> _Written problem_
From the listing below, extract every line in which the word "this" appears.

> _Listed entries_
○ ○ ○ ○ ○ ○ ○

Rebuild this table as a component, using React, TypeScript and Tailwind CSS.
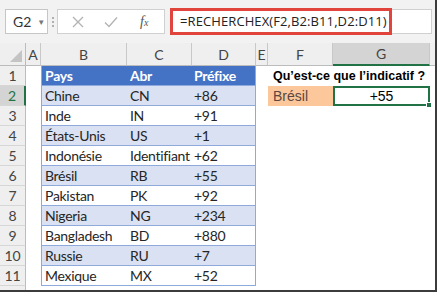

○ ○ ○ ○ ○ ○ ○

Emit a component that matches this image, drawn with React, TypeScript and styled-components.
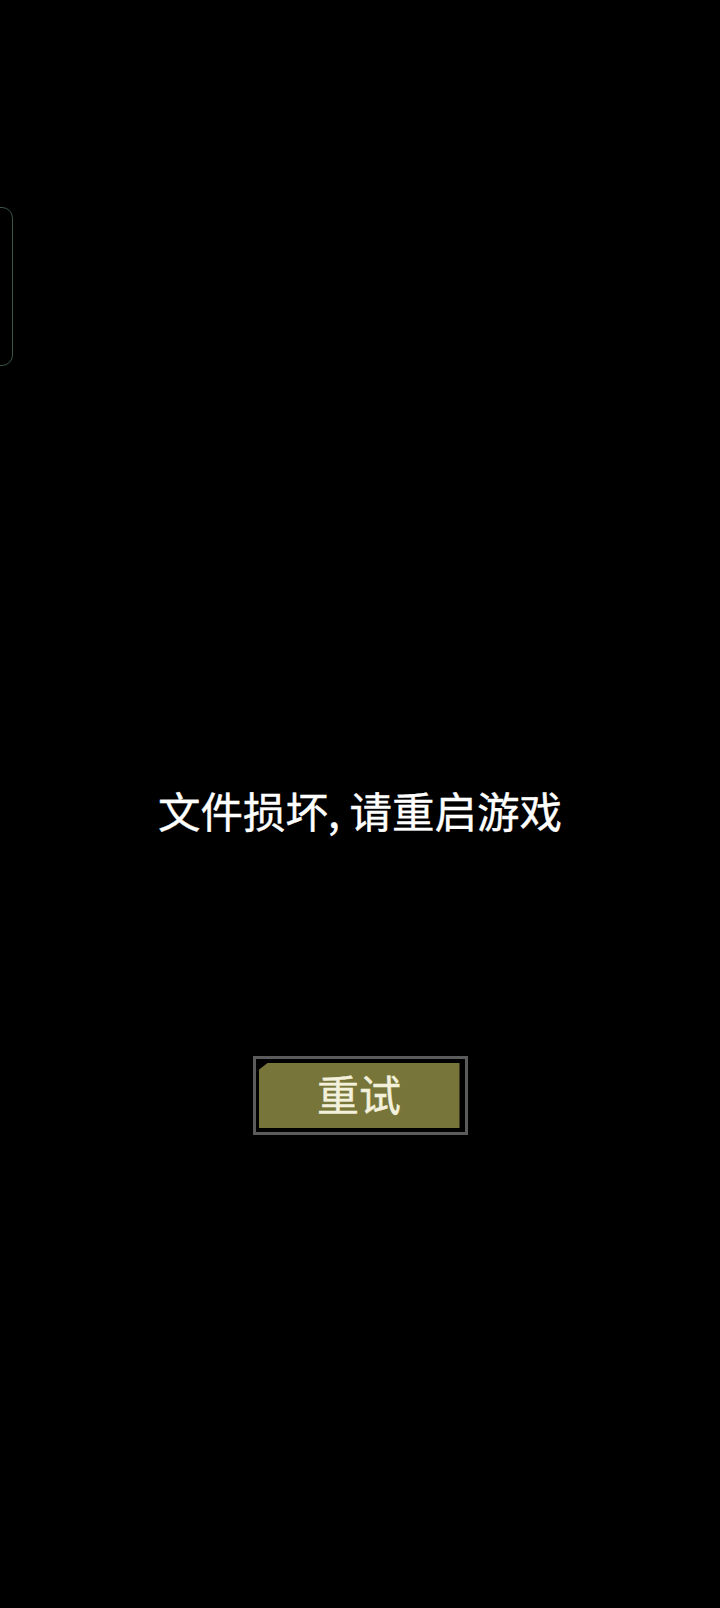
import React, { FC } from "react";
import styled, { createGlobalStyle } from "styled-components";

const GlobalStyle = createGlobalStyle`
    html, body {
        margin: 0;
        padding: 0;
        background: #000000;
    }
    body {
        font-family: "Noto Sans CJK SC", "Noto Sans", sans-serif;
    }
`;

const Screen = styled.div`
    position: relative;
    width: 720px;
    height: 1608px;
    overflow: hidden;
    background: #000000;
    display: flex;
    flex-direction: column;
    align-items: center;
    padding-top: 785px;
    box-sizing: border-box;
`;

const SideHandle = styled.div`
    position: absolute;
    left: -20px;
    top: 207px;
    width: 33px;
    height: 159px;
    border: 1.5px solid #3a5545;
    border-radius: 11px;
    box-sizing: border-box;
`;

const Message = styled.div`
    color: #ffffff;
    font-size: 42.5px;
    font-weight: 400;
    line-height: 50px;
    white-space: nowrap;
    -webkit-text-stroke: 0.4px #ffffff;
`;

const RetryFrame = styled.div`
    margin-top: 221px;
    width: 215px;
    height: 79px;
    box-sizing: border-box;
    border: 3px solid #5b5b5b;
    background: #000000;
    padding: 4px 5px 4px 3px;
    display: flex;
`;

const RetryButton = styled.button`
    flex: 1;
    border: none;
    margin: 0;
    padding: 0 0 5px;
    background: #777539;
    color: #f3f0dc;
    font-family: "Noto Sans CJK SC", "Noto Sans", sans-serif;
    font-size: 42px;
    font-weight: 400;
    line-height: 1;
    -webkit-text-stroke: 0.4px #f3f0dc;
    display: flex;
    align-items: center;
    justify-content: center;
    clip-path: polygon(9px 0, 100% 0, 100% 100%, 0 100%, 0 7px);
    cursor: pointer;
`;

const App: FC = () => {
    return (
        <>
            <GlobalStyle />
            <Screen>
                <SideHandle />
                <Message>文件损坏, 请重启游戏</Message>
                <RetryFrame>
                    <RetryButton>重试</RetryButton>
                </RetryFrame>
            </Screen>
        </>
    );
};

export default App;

○ ○ ○ ○ ○ ○ ○

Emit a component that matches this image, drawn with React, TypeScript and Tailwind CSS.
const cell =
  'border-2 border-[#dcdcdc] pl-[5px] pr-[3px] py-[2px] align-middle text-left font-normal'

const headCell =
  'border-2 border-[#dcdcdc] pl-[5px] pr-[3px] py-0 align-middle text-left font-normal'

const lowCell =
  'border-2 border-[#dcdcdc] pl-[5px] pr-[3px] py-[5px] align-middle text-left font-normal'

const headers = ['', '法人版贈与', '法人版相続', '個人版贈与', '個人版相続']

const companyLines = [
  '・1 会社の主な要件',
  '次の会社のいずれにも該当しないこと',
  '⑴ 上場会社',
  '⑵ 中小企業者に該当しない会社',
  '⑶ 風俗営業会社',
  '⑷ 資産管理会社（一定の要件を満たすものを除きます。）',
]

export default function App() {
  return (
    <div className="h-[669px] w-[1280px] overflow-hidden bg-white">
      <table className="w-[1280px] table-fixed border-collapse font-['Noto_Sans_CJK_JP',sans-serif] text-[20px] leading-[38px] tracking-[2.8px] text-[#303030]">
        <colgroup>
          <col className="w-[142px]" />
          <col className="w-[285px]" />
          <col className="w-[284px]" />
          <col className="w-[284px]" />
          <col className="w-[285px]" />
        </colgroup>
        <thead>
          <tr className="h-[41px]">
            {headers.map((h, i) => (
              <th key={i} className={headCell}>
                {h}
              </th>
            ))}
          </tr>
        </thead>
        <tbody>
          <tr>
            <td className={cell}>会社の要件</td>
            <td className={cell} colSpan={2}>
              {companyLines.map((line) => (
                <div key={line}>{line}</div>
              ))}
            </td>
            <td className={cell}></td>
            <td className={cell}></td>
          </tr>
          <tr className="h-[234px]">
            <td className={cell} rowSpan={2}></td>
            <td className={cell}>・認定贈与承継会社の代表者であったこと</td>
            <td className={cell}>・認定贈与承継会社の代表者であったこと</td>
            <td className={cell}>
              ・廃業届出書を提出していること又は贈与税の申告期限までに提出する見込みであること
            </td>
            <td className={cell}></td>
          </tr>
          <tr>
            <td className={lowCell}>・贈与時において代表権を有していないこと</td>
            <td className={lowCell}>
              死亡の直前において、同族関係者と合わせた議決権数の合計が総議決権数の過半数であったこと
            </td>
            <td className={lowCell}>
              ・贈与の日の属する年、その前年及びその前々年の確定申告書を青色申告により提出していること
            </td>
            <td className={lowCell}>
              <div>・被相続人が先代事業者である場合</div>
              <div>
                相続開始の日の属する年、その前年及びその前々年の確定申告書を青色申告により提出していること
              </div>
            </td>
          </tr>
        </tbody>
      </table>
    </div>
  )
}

○ ○ ○ ○ ○ ○ ○

> _Written solution_
Rebuild this table as a component, using React, TypeScript and Tailwind CSS.
Emit a component that matches this image, drawn with React, TypeScript and styled-components.
Emit a component that matches this image, drawn with React, TypeScript and Tailwind CSS.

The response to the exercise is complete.